The study is part of a large-scale research project Ms Chapman has worked on for a number of years, involving the design, implementation and evaluation of a curriculum-based injury prevention program for early adolescents, focusing on first aid and prevention strategies including peer protection.

"Being connected means that students feel they are a part of the school and that adults in the school care about and are supportive of them," said Ms Chapman.

"It is a really important factor and has been shown to help reduce adolescents' high levels of health risk behaviours, including alcohol use, delinquency, violence and more."

The project aims to determine whether connectedness can also have an effect on the very high rate of adolescent injury that begins to increase from age 13-14 years, and which is associated with a corresponding increase in risk-taking behaviour, including transport and violence risks.
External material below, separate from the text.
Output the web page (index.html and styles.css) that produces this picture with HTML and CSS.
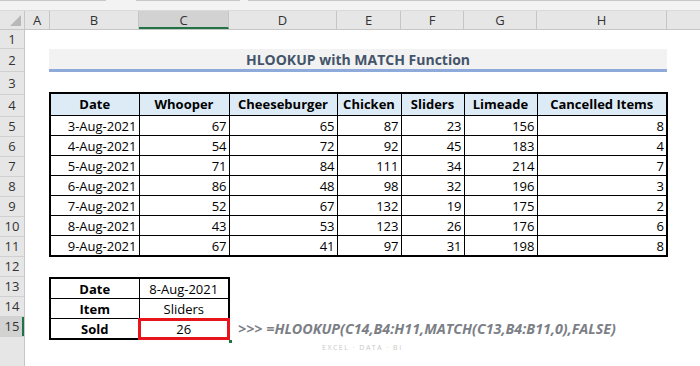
FILE: index.html
```html
<!DOCTYPE html>
<html lang="en">
<head>
  <meta charset="UTF-8" />
  <title>HLOOKUP with MATCH Function</title>
  <link rel="stylesheet" href="styles.css">
</head>
<body>
  <div class="top-strip">
    <span class="tab tab-1"></span>
    <span class="tab tab-2"></span>
    <span class="tab tab-3"></span>
  </div>

  <div class="sheet">
    <div class="corner"><span class="corner-tri"></span></div>

    <div class="col-headers">
      <div class="ch w-a">A</div>
      <div class="ch w-b">B</div>
      <div class="ch w-c selected">C</div>
      <div class="ch w-d">D</div>
      <div class="ch w-e">E</div>
      <div class="ch w-f">F</div>
      <div class="ch w-g">G</div>
      <div class="ch w-h">H</div>
      <div class="ch w-i"></div>
    </div>

    <div class="row-headers">
      <div class="rh h-19">1</div>
      <div class="rh h-23">2</div>
      <div class="rh h-23">3</div>
      <div class="rh h-22">4</div>
      <div class="rh">5</div>
      <div class="rh">6</div>
      <div class="rh">7</div>
      <div class="rh">8</div>
      <div class="rh">9</div>
      <div class="rh">10</div>
      <div class="rh">11</div>
      <div class="rh">12</div>
      <div class="rh">13</div>
      <div class="rh">14</div>
      <div class="rh selected">15</div>
      <div class="rh rest"></div>
    </div>

    <div class="cells">
      <div class="spacer h-19"></div>

      <div class="title">HLOOKUP with MATCH Function</div>

      <div class="spacer h-20"></div>

      <table class="data-table">
        <colgroup>
          <col class="w-b"><col class="w-c"><col class="w-d"><col class="w-e">
          <col class="w-f"><col class="w-g"><col class="w-h">
        </colgroup>
        <thead>
          <tr>
            <th>Date</th>
            <th>Whooper</th>
            <th>Cheeseburger</th>
            <th>Chicken</th>
            <th>Sliders</th>
            <th>Limeade</th>
            <th>Cancelled Items</th>
          </tr>
        </thead>
        <tbody>
          <tr><td>3-Aug-2021</td><td>67</td><td>65</td><td>87</td><td>23</td><td>156</td><td>8</td></tr>
          <tr><td>4-Aug-2021</td><td>54</td><td>72</td><td>92</td><td>45</td><td>183</td><td>4</td></tr>
          <tr><td>5-Aug-2021</td><td>71</td><td>84</td><td>111</td><td>34</td><td>214</td><td>7</td></tr>
          <tr><td>6-Aug-2021</td><td>86</td><td>48</td><td>98</td><td>32</td><td>196</td><td>3</td></tr>
          <tr><td>7-Aug-2021</td><td>52</td><td>67</td><td>132</td><td>19</td><td>175</td><td>2</td></tr>
          <tr><td>8-Aug-2021</td><td>43</td><td>53</td><td>123</td><td>26</td><td>176</td><td>6</td></tr>
          <tr><td>9-Aug-2021</td><td>67</td><td>41</td><td>97</td><td>31</td><td>198</td><td>8</td></tr>
        </tbody>
      </table>

      <div class="spacer h-20"></div>

      <div class="lookup-row">
        <table class="lookup-table">
          <colgroup><col class="w-b"><col class="w-c"></colgroup>
          <tr><th>Date</th><td>8-Aug-2021</td></tr>
          <tr><th>Item</th><td>Sliders</td></tr>
          <tr><th>Sold</th><td class="result">26</td></tr>
        </table>
        <span class="fill-handle"></span>
        <div class="formula">&gt;&gt;&gt; =HLOOKUP(C14,B4:H11,MATCH(C13,B4:B11,0),FALSE)</div>
        <span class="wm-tag">EXCEL · DATA · BI</span>
      </div>
    </div>
  </div>
</body>
</html>
```

FILE: styles.css
```css
body {
  margin: 0;
  width: 700px;
  height: 366px;
  overflow: hidden;
  background: #ffffff;
  font-family: 'Open Sans', sans-serif;
  color: #000000;
}

.top-strip {
  height: 10px;
  background: #f3f3f3;
  border-bottom: 1px solid #dadada;
  position: relative;
}

.tab {
  position: absolute;
  top: 0;
  height: 1px;
  background: #c8c8c8;
}

.tab-1 { left: 0; width: 106px; }
.tab-2 { left: 136px; width: 104px; }
.tab-3 { left: 248px; width: 452px; }

.sheet {
  display: grid;
  grid-template-columns: 25px 1fr;
  grid-template-rows: 19px 336px;
}

.corner {
  background: #e6e6e6;
  border-right: 1px solid #c6c6c6;
  border-bottom: 1px solid #c6c6c6;
  box-sizing: border-box;
  position: relative;
}

.corner-tri {
  position: absolute;
  right: 3px;
  bottom: 3px;
  width: 0;
  height: 0;
  border-left: 11px solid transparent;
  border-bottom: 11px solid #b8b8b8;
}

.col-headers {
  display: flex;
  background: #e6e6e6;
  border-bottom: 1px solid #c6c6c6;
  box-sizing: border-box;
}

.ch {
  flex: none;
  box-sizing: border-box;
  border-right: 1px solid #c6c6c6;
  font-size: 13px;
  line-height: 18px;
  text-align: center;
  color: #333333;
}

.ch.selected {
  background: #d2d2d2;
  border-bottom: 2px solid #217346;
}

.ch.w-i { border-right: none; flex: 1; }

.w-a { width: 25px; }
.w-b { width: 89px; }
.w-c { width: 90px; }
.w-d { width: 108px; }
.w-e { width: 64px; }
.w-f { width: 63px; }
.w-g { width: 73px; }
.w-h { width: 130px; }
.w-i { width: 33px; }

.row-headers {
  display: flex;
  flex-direction: column;
  background: #e6e6e6;
  border-right: 1px solid #c6c6c6;
  box-sizing: border-box;
}

.rh {
  flex: none;
  height: 20px;
  box-sizing: border-box;
  border-bottom: 1px solid #d0d0d0;
  font-size: 13px;
  line-height: 19px;
  text-align: center;
  color: #333333;
}

.rh.h-19 { height: 19px; line-height: 18px; }
.rh.h-23 { height: 23px; line-height: 22px; }
.rh.h-22 { height: 22px; line-height: 21px; }

.rh.selected {
  background: #d2d2d2;
  box-shadow: inset -2px 0 0 #217346;
}

.rh.rest { flex: 1; border-bottom: none; }

.cells {
  padding-left: 24px;
}

.spacer.h-19 { height: 19px; }
.spacer.h-20 { height: 20px; }

.title {
  width: 618px;
  height: 23px;
  box-sizing: border-box;
  background: #f2f2f2;
  border-bottom: 3px solid #8eaadb;
  font-size: 14px;
  font-weight: 700;
  line-height: 21px;
  text-align: center;
  color: #44546a;
}

table {
  border-collapse: collapse;
  table-layout: fixed;
  font-size: 13px;
}

.data-table {
  width: 619px;
  border: 2px solid #000000;
}

.data-table th,
.data-table td,
.lookup-table th,
.lookup-table td {
  border: 1px solid #000000;
  padding: 0 2px;
  white-space: nowrap;
  overflow: hidden;
}

.data-table th {
  height: 21px;
  background: #ddebf7;
  font-weight: 700;
  text-align: center;
  line-height: 19px;
}

.data-table td {
  height: 19px;
  text-align: right;
  line-height: 18px;
}

.lookup-row {
  display: flex;
  align-items: flex-end;
  position: relative;
}

.lookup-table {
  width: 181px;
  border: 2px solid #000000;
}

.lookup-table th,
.lookup-table td {
  height: 19px;
  line-height: 18px;
  text-align: center;
}

.lookup-table th { font-weight: 700; }

.lookup-table td.result {
  outline: 3px solid #e8141b;
  outline-offset: -2px;
}

.fill-handle {
  position: absolute;
  left: 180px;
  bottom: -3px;
  width: 3px;
  height: 3px;
  background: #217346;
}

.formula {
  margin-left: 8px;
  margin-bottom: 1px;
  font-size: 14.3px;
  font-weight: 700;
  font-style: italic;
  line-height: 20px;
  color: #7c7f86;
}

.wm-tag {
  position: absolute;
  left: 273px;
  bottom: -13px;
  font-size: 7px;
  letter-spacing: 1.5px;
  line-height: 10px;
  color: #c8c8c8;
}
```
In the first stage of the study, Ms Chapman and her fellow researchers will talk with teachers and students about what connectedness means to them, their perceptions of factors that increase connectedness and strategies that teachers and principals find useful to engage students.

"These findings will be used to develop a series of professional development workshops for teachers which will be piloted using volunteer schools. The impact on risk-taking behaviour and injury will be measured using student self-report questionnaires which have been trialled over a number of years," she said.

"International work indicates that connectedness is important but to date its role in injury prevention is unknown. This study is innovative in that it will find out if it makes a difference in students' participation in risk behaviours and associated injury.

"Overseas studies have shown that connected students are less likely to truant or be absent from school, and because a lot of risk taking behaviours come about when adolescents are truant, it is likely that this approach will have an impact."

Ms Chapman will begin her teacher and student interviews later this year and she hopes to trial the connectedness program in the last term of this school year.